-- start Data segment --

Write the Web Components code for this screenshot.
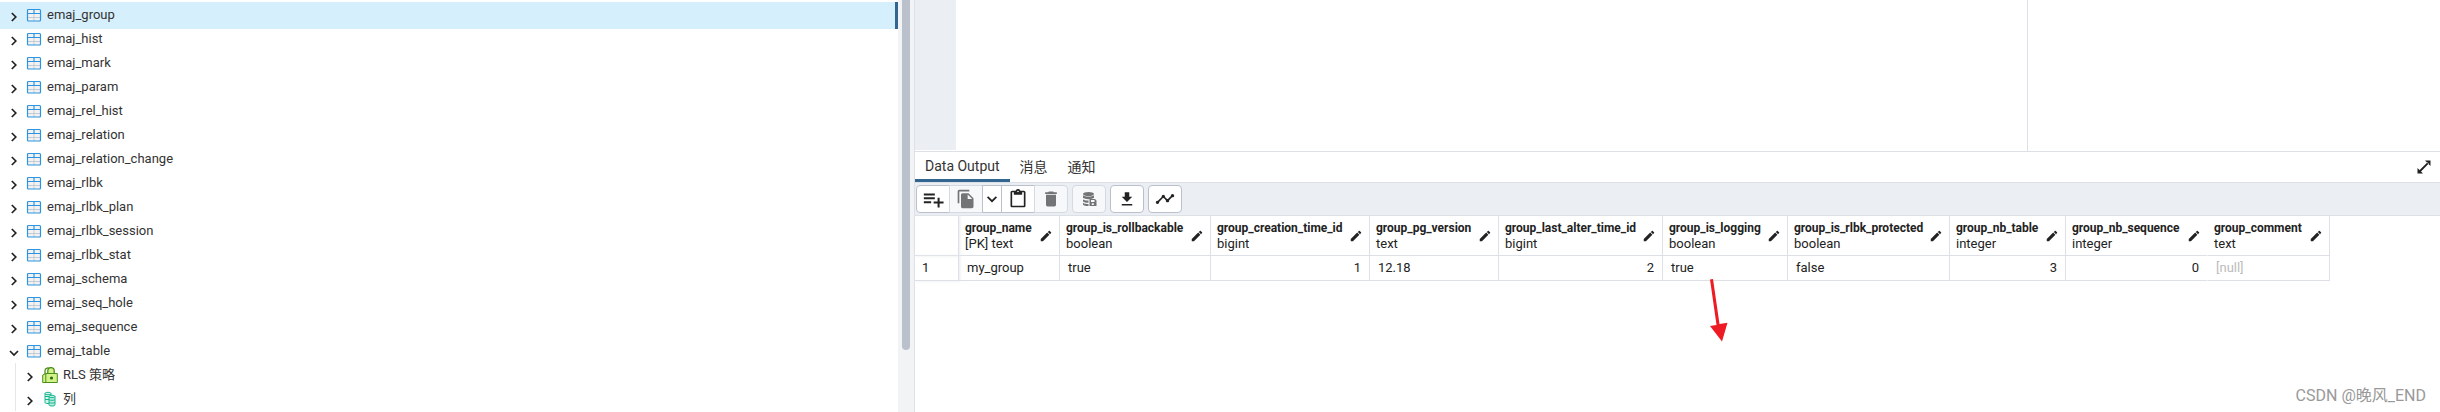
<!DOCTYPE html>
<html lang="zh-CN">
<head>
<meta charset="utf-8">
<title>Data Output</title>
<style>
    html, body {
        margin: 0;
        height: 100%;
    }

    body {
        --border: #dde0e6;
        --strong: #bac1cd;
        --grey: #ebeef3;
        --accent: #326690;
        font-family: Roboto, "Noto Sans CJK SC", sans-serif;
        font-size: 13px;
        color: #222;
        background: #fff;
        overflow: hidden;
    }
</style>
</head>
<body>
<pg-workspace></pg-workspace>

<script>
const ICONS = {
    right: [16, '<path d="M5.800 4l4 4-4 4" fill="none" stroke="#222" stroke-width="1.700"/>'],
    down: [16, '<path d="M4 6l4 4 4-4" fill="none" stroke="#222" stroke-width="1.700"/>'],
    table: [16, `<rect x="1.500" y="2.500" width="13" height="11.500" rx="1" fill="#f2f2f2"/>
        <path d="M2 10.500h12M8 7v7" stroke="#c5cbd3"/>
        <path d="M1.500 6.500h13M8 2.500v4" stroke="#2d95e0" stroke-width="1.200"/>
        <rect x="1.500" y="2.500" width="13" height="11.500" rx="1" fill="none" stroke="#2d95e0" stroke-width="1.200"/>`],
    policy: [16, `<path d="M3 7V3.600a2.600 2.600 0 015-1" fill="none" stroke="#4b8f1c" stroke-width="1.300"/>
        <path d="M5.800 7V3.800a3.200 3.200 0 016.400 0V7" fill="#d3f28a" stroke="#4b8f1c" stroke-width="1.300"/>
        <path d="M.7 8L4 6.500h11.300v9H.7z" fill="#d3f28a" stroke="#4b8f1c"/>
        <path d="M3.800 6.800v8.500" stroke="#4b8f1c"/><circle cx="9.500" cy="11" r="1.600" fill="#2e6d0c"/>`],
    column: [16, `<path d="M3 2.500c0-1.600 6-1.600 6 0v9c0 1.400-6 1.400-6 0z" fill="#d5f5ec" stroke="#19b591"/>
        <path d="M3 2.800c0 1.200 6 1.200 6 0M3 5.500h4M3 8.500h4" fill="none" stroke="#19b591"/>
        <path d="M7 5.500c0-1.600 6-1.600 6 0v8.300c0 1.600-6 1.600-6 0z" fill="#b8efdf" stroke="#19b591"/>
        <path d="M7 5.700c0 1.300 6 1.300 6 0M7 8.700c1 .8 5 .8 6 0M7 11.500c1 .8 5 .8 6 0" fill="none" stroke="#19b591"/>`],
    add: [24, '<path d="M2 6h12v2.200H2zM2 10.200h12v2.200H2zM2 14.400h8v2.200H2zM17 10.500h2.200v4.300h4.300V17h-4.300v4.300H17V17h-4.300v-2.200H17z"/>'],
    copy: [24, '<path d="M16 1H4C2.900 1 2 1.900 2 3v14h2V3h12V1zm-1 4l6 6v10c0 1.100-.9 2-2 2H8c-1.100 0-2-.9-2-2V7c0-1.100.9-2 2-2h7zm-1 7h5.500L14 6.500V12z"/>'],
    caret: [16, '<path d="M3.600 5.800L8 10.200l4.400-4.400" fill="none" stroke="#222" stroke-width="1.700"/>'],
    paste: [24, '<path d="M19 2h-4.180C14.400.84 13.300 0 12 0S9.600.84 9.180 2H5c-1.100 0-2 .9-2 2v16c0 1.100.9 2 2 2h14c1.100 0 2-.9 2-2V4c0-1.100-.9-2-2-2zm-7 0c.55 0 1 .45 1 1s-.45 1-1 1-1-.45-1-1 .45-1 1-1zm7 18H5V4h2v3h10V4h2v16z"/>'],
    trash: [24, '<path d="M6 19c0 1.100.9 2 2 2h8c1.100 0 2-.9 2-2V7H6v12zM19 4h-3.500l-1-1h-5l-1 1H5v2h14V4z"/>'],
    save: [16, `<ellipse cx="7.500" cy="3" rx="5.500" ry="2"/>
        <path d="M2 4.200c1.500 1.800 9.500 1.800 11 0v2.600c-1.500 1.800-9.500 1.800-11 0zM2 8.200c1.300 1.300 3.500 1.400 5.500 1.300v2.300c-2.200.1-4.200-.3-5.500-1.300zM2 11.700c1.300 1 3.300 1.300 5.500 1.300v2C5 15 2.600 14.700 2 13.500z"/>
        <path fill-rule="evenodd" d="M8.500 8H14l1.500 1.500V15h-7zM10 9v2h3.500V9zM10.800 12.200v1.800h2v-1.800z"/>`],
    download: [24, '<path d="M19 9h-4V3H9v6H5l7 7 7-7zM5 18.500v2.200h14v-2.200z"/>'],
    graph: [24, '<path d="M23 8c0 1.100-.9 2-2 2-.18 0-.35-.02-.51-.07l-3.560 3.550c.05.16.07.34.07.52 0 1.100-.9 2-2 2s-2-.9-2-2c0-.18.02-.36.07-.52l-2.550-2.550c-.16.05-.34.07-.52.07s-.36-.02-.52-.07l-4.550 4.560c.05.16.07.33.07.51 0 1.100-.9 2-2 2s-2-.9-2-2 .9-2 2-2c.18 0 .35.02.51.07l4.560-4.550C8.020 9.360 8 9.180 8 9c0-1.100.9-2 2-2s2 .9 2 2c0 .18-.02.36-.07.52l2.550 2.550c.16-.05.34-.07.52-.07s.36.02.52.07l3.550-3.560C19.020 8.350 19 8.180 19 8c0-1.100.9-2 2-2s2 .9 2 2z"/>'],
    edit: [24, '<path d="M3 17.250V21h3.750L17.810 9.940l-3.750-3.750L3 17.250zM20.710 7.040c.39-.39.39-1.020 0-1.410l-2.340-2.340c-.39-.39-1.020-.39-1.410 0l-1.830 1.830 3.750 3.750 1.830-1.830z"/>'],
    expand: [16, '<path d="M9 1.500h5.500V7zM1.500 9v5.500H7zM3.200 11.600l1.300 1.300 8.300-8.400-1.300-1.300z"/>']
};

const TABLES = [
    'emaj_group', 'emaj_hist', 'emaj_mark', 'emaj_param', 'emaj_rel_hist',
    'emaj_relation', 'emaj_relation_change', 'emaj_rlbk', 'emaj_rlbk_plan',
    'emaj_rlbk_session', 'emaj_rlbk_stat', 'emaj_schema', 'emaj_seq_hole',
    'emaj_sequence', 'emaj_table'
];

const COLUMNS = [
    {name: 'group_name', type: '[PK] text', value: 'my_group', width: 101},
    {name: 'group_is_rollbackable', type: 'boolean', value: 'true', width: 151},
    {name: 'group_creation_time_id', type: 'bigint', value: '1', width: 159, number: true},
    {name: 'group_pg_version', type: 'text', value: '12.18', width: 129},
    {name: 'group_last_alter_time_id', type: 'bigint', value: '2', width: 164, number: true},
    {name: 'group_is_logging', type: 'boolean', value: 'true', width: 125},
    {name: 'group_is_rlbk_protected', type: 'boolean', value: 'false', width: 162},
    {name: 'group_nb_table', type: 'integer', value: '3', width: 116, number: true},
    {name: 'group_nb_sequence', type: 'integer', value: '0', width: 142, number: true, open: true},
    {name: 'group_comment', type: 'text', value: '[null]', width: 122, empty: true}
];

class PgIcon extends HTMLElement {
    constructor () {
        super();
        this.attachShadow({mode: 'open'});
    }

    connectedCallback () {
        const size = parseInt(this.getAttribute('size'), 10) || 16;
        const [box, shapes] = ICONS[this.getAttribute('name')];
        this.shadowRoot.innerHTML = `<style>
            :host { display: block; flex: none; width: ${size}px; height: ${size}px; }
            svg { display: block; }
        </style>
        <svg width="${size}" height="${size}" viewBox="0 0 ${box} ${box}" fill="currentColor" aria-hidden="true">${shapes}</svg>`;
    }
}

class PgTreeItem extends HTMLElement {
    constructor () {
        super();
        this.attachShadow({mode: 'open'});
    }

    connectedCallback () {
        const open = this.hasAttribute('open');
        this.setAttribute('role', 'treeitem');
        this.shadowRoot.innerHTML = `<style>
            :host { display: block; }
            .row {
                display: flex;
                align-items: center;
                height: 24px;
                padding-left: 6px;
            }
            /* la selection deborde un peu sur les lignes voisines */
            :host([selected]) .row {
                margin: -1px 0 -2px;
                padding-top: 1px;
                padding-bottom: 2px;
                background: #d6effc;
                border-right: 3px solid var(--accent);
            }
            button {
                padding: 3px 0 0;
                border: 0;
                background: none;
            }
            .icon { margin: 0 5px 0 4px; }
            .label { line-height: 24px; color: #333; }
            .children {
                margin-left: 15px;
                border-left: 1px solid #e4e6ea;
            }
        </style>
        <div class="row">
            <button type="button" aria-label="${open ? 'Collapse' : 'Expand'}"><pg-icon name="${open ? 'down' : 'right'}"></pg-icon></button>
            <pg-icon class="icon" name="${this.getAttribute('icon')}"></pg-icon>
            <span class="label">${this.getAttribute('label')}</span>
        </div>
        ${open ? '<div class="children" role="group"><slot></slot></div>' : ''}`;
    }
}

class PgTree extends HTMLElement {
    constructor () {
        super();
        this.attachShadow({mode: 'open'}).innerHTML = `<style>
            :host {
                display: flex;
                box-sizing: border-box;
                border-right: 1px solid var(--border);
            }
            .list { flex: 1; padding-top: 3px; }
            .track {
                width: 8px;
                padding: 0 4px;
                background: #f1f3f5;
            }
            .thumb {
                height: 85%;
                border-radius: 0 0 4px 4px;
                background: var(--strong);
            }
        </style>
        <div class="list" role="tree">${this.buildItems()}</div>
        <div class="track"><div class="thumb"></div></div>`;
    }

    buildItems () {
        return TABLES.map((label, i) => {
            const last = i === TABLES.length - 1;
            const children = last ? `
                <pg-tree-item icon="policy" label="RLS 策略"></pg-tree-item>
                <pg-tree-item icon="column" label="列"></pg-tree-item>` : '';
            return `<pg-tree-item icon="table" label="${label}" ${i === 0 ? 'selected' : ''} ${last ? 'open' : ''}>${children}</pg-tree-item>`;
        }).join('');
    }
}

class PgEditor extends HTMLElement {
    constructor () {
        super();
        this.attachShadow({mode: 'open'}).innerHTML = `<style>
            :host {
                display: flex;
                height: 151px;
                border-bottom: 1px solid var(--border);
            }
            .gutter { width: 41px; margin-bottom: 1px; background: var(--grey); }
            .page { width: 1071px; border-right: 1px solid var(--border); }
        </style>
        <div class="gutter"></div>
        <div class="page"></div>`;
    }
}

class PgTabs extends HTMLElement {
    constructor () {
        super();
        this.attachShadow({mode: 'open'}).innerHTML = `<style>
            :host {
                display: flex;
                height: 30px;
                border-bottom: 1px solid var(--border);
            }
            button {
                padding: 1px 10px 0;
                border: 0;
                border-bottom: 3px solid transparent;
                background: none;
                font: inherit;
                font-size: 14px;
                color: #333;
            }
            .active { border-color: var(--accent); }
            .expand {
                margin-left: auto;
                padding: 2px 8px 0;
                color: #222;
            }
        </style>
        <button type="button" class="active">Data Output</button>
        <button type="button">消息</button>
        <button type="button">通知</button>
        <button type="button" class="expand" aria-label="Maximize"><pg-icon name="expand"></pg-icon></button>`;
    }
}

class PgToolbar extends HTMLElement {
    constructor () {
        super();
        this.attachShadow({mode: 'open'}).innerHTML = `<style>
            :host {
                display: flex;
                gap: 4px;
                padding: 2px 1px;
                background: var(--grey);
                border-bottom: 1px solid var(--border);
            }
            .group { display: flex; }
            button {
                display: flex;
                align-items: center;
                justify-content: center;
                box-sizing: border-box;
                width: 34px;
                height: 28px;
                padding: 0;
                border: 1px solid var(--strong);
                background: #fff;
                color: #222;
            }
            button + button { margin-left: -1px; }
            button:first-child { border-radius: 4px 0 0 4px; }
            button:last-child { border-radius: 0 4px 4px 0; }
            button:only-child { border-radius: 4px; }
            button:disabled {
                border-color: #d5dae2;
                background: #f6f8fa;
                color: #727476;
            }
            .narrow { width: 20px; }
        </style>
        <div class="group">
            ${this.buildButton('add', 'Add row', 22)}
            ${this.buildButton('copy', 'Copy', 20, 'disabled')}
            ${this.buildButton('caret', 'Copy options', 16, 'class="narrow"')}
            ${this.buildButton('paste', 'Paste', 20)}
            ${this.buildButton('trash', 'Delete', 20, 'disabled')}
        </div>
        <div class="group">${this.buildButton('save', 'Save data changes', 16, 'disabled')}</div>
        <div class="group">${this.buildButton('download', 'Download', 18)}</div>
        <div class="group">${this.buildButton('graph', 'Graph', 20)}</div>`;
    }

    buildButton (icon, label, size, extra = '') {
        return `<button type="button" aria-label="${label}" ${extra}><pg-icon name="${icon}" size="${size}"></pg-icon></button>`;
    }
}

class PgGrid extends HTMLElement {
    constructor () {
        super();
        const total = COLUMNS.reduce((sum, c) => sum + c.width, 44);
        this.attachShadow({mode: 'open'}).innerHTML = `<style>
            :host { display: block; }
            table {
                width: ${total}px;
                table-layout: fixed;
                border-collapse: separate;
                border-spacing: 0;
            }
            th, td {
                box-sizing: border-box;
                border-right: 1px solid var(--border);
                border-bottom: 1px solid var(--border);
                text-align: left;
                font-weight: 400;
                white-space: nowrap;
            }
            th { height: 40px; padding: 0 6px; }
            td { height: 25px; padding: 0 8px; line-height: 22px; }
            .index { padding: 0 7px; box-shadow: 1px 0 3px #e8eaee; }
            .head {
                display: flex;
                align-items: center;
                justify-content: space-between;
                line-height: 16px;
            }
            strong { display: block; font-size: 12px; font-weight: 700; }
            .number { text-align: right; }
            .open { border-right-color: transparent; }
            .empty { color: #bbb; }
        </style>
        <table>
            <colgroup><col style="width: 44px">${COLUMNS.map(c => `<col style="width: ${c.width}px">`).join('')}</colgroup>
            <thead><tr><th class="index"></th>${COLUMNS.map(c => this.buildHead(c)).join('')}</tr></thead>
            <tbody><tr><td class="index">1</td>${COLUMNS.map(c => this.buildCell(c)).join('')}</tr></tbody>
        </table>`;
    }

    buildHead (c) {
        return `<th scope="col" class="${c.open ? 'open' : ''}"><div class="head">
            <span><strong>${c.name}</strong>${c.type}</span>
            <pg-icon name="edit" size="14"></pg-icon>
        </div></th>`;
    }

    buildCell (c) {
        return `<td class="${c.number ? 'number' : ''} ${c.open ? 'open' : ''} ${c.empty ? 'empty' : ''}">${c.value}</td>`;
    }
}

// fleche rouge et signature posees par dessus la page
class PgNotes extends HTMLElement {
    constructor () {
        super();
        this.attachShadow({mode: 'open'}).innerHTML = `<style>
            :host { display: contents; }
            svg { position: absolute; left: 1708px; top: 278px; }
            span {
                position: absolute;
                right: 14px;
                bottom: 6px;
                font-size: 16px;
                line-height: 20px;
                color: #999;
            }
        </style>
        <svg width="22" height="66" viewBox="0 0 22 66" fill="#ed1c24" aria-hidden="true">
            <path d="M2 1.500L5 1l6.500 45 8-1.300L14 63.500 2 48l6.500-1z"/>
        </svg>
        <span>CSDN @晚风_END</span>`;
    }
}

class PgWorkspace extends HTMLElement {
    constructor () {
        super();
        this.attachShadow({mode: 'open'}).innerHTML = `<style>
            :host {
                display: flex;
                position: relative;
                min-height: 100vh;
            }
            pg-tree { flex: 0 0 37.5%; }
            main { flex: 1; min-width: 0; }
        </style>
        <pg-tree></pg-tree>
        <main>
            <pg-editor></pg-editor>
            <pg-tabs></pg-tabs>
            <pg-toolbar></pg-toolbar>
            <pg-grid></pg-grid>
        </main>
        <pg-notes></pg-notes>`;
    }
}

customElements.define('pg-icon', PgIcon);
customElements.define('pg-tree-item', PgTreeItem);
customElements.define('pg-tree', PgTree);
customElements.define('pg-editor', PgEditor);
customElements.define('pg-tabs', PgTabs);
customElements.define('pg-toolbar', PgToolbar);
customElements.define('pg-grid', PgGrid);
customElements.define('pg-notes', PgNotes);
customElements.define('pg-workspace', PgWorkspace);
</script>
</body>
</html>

-- end Data segment --

* **What you should do**: Pictures stay out. Repeat only the lines from the beginning of the data through the line that has "<pg-workspace></pg-workspace>".

* **Final result**:
Write the Web Components code for this screenshot.
<!DOCTYPE html>
<html lang="zh-CN">
<head>
<meta charset="utf-8">
<title>Data Output</title>
<style>
    html, body {
        margin: 0;
        height: 100%;
    }

    body {
        --border: #dde0e6;
        --strong: #bac1cd;
        --grey: #ebeef3;
        --accent: #326690;
        font-family: Roboto, "Noto Sans CJK SC", sans-serif;
        font-size: 13px;
        color: #222;
        background: #fff;
        overflow: hidden;
    }
</style>
</head>
<body>
<pg-workspace></pg-workspace>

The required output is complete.